+++ Source material +++

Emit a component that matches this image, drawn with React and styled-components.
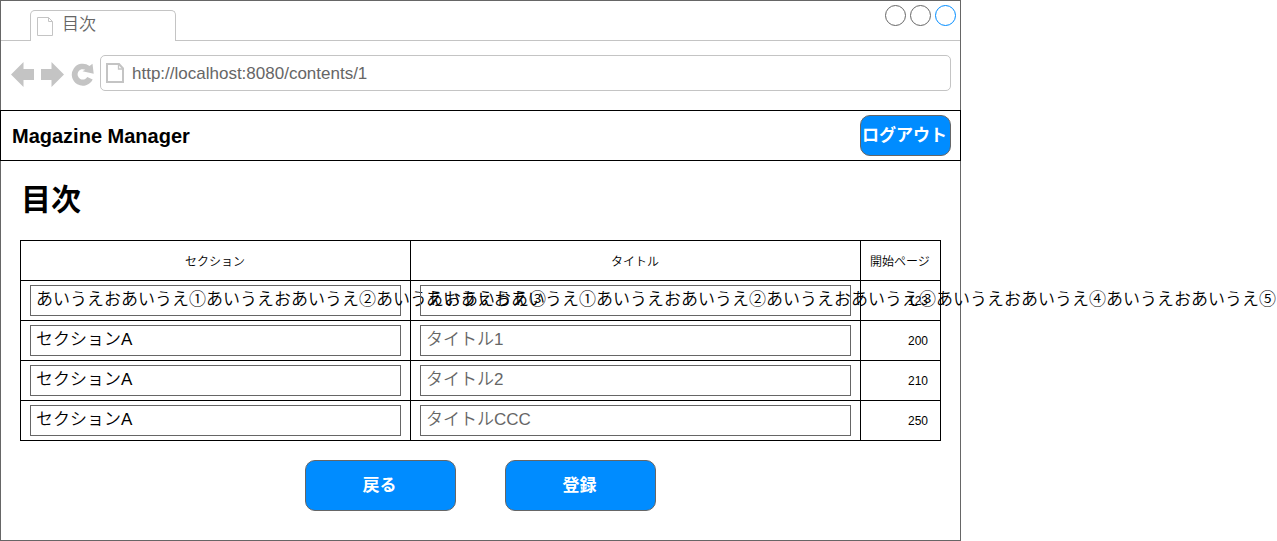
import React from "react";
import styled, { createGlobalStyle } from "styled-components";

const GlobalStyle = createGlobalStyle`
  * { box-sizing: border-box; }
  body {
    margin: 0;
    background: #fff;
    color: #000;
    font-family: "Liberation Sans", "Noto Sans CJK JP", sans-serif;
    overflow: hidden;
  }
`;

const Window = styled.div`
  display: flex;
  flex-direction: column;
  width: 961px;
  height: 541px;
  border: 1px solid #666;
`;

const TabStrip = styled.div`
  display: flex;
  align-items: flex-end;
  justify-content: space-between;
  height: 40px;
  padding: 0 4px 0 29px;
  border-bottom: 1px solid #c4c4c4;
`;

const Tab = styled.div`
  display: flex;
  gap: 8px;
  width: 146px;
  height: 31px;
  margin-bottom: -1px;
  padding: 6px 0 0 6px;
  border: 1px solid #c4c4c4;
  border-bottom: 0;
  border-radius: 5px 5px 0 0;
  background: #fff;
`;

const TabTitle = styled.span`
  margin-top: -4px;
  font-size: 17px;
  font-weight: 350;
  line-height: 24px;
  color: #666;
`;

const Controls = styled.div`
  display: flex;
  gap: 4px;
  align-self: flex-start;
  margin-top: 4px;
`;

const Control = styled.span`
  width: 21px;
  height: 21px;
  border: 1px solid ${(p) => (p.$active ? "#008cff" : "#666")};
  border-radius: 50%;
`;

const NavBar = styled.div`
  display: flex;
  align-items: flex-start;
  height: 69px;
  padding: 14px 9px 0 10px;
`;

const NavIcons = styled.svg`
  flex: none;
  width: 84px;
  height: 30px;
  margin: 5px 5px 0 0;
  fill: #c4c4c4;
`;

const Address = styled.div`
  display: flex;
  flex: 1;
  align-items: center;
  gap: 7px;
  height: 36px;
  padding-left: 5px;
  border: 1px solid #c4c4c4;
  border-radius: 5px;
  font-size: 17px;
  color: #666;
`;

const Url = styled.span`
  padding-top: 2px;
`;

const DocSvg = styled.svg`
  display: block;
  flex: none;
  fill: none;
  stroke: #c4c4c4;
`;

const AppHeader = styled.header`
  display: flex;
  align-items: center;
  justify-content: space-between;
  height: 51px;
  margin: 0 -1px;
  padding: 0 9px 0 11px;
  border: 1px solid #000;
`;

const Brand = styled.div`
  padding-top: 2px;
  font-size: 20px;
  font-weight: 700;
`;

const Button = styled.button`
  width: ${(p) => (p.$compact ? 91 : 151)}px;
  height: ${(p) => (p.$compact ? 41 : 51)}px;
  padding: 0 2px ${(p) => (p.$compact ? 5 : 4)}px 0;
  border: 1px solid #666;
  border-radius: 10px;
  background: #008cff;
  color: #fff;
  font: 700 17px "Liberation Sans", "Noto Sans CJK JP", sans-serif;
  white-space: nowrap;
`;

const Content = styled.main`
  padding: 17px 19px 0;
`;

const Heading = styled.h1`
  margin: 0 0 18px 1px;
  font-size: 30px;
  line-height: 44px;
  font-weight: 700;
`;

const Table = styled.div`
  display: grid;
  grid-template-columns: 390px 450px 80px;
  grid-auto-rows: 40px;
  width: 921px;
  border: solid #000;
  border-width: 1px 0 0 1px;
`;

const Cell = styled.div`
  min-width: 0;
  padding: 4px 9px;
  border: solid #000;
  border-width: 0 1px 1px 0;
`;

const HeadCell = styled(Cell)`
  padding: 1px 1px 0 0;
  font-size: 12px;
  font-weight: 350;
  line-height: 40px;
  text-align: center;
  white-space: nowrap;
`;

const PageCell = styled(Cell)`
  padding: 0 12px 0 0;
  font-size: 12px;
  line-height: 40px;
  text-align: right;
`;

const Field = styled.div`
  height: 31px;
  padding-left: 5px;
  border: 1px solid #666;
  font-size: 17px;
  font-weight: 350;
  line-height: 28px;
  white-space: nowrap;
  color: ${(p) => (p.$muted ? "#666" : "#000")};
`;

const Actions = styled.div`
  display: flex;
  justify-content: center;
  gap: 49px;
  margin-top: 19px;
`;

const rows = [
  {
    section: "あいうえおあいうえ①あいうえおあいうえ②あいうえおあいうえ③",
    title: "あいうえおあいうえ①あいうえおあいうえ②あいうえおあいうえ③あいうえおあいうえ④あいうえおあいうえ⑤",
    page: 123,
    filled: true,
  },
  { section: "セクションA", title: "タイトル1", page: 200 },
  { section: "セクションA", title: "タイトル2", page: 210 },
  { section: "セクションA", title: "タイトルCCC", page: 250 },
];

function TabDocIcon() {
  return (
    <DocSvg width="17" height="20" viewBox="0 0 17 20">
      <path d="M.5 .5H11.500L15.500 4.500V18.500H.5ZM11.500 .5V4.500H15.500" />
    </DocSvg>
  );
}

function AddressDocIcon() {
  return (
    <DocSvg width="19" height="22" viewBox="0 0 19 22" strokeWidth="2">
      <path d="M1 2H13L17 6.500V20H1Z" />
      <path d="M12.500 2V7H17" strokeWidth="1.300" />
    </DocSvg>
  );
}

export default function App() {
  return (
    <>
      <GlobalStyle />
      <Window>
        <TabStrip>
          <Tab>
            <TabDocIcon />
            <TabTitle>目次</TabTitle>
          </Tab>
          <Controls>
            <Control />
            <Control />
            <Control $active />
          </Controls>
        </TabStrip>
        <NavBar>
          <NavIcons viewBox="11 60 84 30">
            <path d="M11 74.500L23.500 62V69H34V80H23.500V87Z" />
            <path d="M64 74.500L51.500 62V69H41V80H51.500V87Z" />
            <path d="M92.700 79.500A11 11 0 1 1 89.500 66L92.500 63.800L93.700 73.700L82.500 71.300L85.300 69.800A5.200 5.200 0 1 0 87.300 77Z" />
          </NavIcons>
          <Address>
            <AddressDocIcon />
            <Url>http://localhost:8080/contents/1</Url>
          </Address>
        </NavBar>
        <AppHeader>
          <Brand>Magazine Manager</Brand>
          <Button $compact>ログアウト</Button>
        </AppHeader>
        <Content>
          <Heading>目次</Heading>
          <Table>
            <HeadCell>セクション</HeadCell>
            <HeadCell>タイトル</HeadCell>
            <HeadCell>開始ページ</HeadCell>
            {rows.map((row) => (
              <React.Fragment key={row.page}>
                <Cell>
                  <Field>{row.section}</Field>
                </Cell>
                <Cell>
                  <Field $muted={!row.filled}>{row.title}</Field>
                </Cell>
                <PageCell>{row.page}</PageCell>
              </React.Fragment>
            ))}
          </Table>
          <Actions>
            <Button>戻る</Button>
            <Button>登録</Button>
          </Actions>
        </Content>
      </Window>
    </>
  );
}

+++

Task instructions:
Provide solely the number of lines in the data that include the word "components".

Right answer:
2